It is perfectly clear that, unless we love God, we cannot do his will, since he not only demands that we should obey Him, but likewise that our obedience should be the willing oblation of a grateful and contrite heart. He demands, not the fealty of the lips, but the homage of the soul. "Thou shalt love the Lord with all thy heart, with all thy soul, with all thy mind, with all thy strength." It is equally clear that unless we love man we cannot be Christians, since the love of our kind is co-essential with our love of God; it is part of the one universal principle of good, for the love of the creature must combine with the love of the Creator; in fact they both merge in one. They cannot exist apart, and, as we infer from the Apostle, the love of God is a consequence of the love of man, for if

a man "loveth not his brother whom he hath seen, how can he love God whom he hath not seen?" The evident deduction from this passage is that a love of man is inseparable from a love of God, and that before we can love the Creator, we must love his creature.

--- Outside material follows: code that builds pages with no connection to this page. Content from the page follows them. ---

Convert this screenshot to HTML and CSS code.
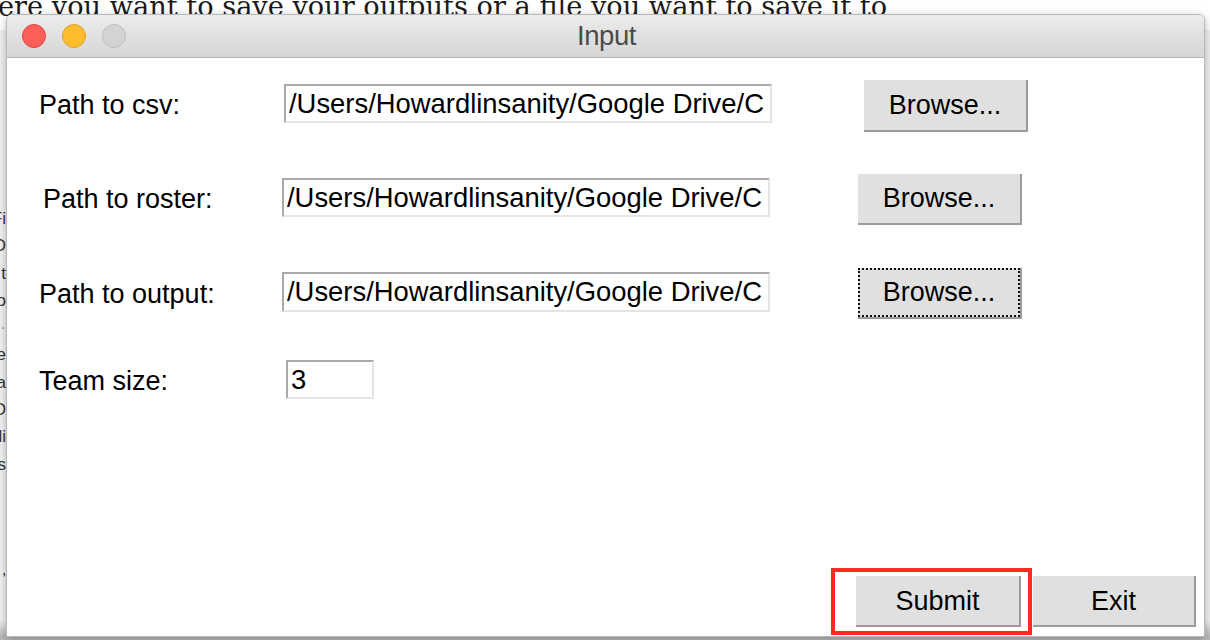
FILE: index.html
```html
<!DOCTYPE html>
<html lang="en">
<head>
<meta charset="utf-8">
<title>Input</title>
<link rel="stylesheet" href="styles.css">
</head>
<body>
<div class="desk">
  <p class="bg-line">ere you want to save your outputs or a file you want to save it to</p>
  <div class="side">
    <div class="side-line"><span>Fi</span></div>
    <div class="side-line"><span>O</span></div>
    <div class="side-line"><span>t</span></div>
    <div class="side-line"><span>o</span></div>
    <div class="side-line side-link"><span>·</span></div>
    <div class="side-line"><span>e</span></div>
    <div class="side-line"><span>a</span></div>
    <div class="side-line"><span>D</span></div>
    <div class="side-line"><span>li</span></div>
    <div class="side-line"><span>s</span></div>
    <div class="side-line"><span></span></div>
    <div class="side-line"><span></span></div>
    <div class="side-line"><span></span></div>
    <div class="side-line side-last"><span>’</span></div>
  </div>

  <div class="window">
    <div class="titlebar">
      <div class="lights">
        <span class="light light-red"></span>
        <span class="light light-yellow"></span>
        <span class="light light-gray"></span>
      </div>
      <div class="title">Input</div>
      <div class="title-spacer"></div>
    </div>

    <div class="content">
      <div class="form">
        <label class="lbl">Path to csv:</label>
        <input class="entry entry-path entry-r1" type="text" value="/Users/Howardlinsanity/Google Drive/C" readonly>
        <button class="btn browse browse-r1">Browse...</button>

        <label class="lbl lbl-r2">Path to roster:</label>
        <input class="entry entry-path" type="text" value="/Users/Howardlinsanity/Google Drive/C" readonly>
        <button class="btn browse">Browse...</button>

        <label class="lbl lbl-r3">Path to output:</label>
        <input class="entry entry-path entry-r3" type="text" value="/Users/Howardlinsanity/Google Drive/C" readonly>
        <button class="btn browse browse-focus">Browse...</button>

        <label class="lbl">Team size:</label>
        <input class="entry entry-team" type="text" value="3" readonly>
      </div>

      <div class="footer">
        <button class="btn action action-submit">Submit</button>
        <button class="btn action action-exit">Exit</button>
      </div>
    </div>

    <div class="annot"></div>
  </div>
</div>
</body>
</html>
```

FILE: styles.css
```css
* {
  box-sizing: border-box;
}

html, body {
  margin: 0;
  padding: 0;
}

body {
  width: 1210px;
  height: 640px;
  overflow: hidden;
  background: #f4f4f4;
}

.desk {
  position: relative;
  width: 1210px;
  height: 640px;
  background: linear-gradient(#ffffff 0, #ffffff 30px, #f1f1f1 30px, #f1f1f1 620px, #b9b9b9 636px);
  overflow: hidden;
}

.bg-line {
  margin: -7px 0 0 -2px;
  font-family: "DejaVu Serif", "Liberation Serif", serif;
  font-size: 27.2px;
  line-height: 28px;
  color: #1a1a1a;
  white-space: nowrap;
}

.side {
  width: 6px;
  padding-top: 184px;
  overflow: hidden;
  font-family: "Liberation Sans", Arial, sans-serif;
  font-size: 17px;
  color: #333;
}

.side-line {
  height: 27.3px;
  line-height: 27px;
  display: flex;
  justify-content: flex-end;
  white-space: nowrap;
}

.side-link {
  color: #7aa7d8;
}

.side-last {
  margin-top: 6px;
}

/* window */
.window {
  position: absolute;
  left: 6px;
  top: 14px;
  width: 1199px;
  height: 623px;
  border: 1px solid #b9b9b9;
  border-radius: 6px 6px 0 0;
  background: #ffffff;
  box-shadow: 0 2px 8px rgba(0, 0, 0, 0.28);
  display: flex;
  flex-direction: column;
}

.titlebar {
  height: 43px;
  flex: none;
  display: grid;
  grid-template-columns: 1fr auto 1fr;
  align-items: center;
  background: linear-gradient(#ececec, #d6d6d6);
  border-bottom: 1px solid #b6b6b6;
  border-radius: 5px 5px 0 0;
}

.lights {
  display: flex;
  gap: 16px;
  padding-left: 15px;
}

.light {
  width: 24px;
  height: 24px;
  border-radius: 50%;
  border: 1px solid;
}

.light-red {
  background: #fc5f57;
  border-color: #e2463f;
}

.light-yellow {
  background: #fdbc2e;
  border-color: #e0a028;
}

.light-gray {
  background: #d3d3d3;
  border-color: #bdbdbd;
}

.title {
  font-family: "Liberation Sans", Arial, sans-serif;
  font-size: 27.5px;
  color: #4b4b4b;
  letter-spacing: -0.4px;
  padding-left: 2px;
}

.content {
  flex: 1;
  display: flex;
  flex-direction: column;
  justify-content: space-between;
  padding-top: 22px;
}

.form {
  display: grid;
  grid-template-columns: 275px 576px auto;
  grid-template-rows: 94px 94px 88px 43px;
  align-items: start;
  justify-items: start;
}

.lbl {
  margin-top: 10px;
  padding-left: 32px;
  font-family: "Liberation Sans", Arial, sans-serif;
  font-size: 27px;
  line-height: 31px;
  color: #000;
}

.lbl-r2 {
  padding-left: 36px;
}

.lbl-r3 {
  margin-top: 11px;
}

.entry {
  margin: 4px 0 0 0;
  height: 39px;
  padding: 0 2px 0 3px;
  border-style: solid;
  border-width: 2px;
  border-color: #a9a9a9 #e5e5e5 #e5e5e5 #a9a9a9;
  background: #ffffff;
  font-family: "Liberation Sans", Arial, sans-serif;
  font-size: 27.4px;
  color: #000;
  outline: none;
}

.entry-path {
  width: 488px;
}

.entry-r1 {
  margin-left: 2px;
}

.entry-r3 {
  height: 40px;
}

.entry-team {
  width: 88px;
  margin-left: 4px;
}

.btn {
  padding: 0;
  border: none;
  border-right: 2px solid #9b9b9b;
  border-bottom: 2px solid #9b9b9b;
  background: #e0e0e0;
  font-family: "Liberation Sans", Arial, sans-serif;
  font-size: 27px;
  color: #000;
}

.browse {
  position: relative;
  width: 164px;
  height: 51px;
}

.browse-r1 {
  margin-left: 6px;
  height: 52px;
}

.browse-focus::after {
  content: "";
  position: absolute;
  inset: 0;
  border: 2px dotted #111;
}

.footer {
  display: flex;
  justify-content: flex-end;
  gap: 12px;
  padding: 0 8px 9px 0;
}

.action {
  height: 51px;
  padding-top: 2px;
}

.action-submit {
  width: 165px;
}

.action-exit {
  width: 163px;
}

.annot {
  position: absolute;
  left: 824px;
  top: 553px;
  width: 201px;
  height: 67px;
  border: 4px solid #fe2b20;
}
```
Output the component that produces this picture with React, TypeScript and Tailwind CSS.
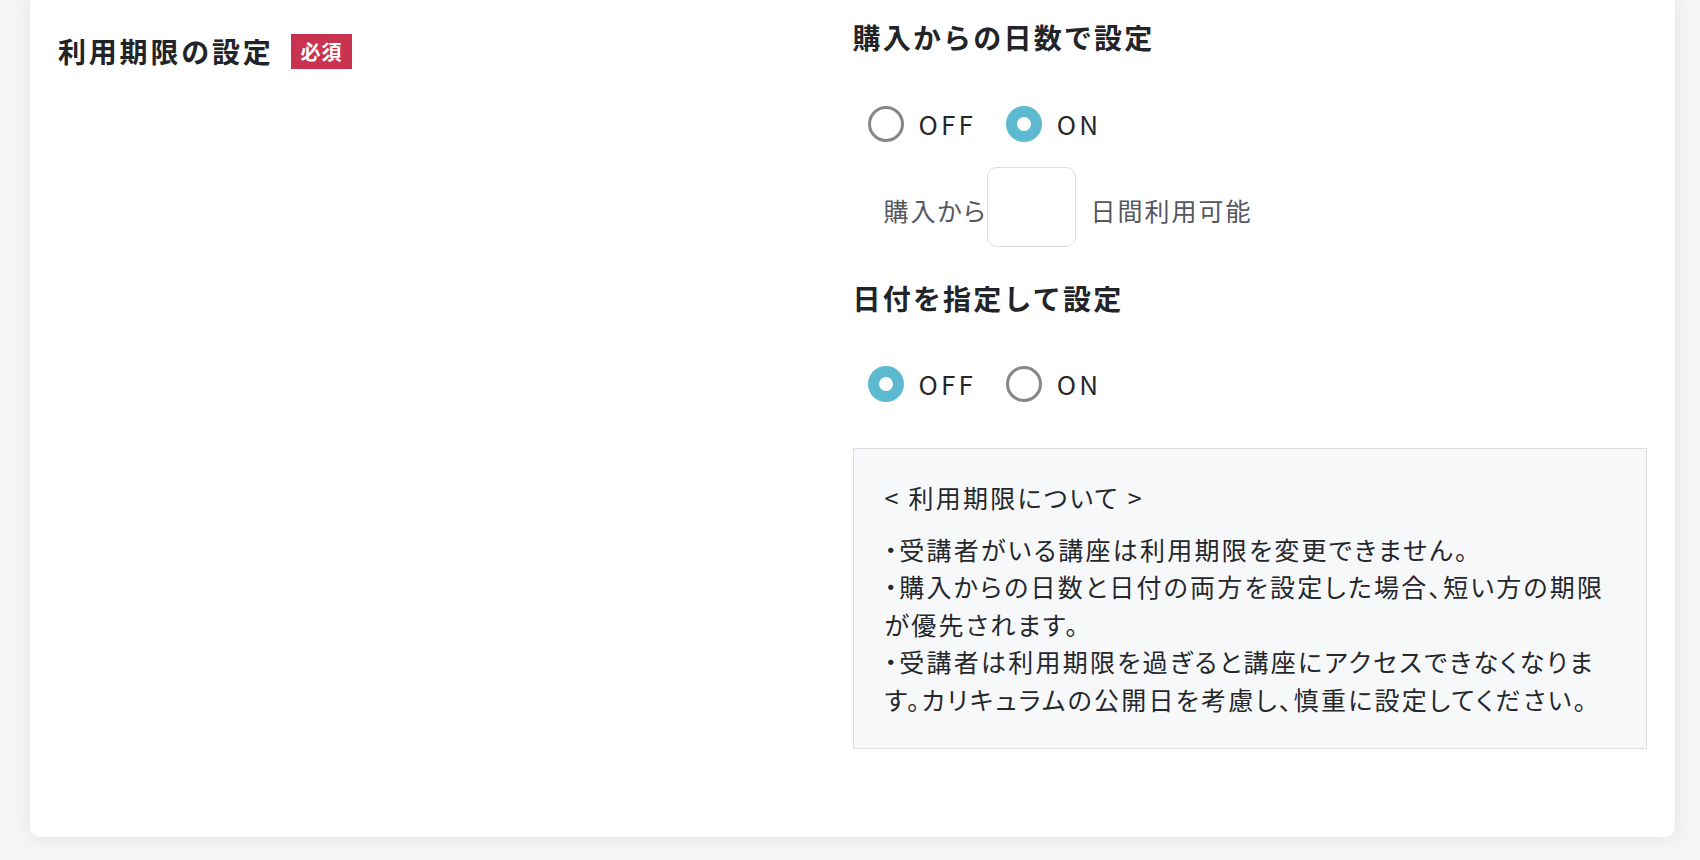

Love is, moreover, the basis of that "bond of perfectness" after which the Christian is enjoined to strive as a passport of admission through those everlasting doors that open upon the celestial paradise. We are commanded to love our neighbour as ourselves, and as the principle of self-love is so innate that we can no more forbear to entertain it than we can cease to exist, it is clear that the love of our kind is inseparable from our religious obligations, because the love of ourselves is the standard which the divine Legislator has thought fit to establish of our love towards our fellow-creatures, and in proportion only as we withhold it from them are we criminal in bestowing it upon ourselves.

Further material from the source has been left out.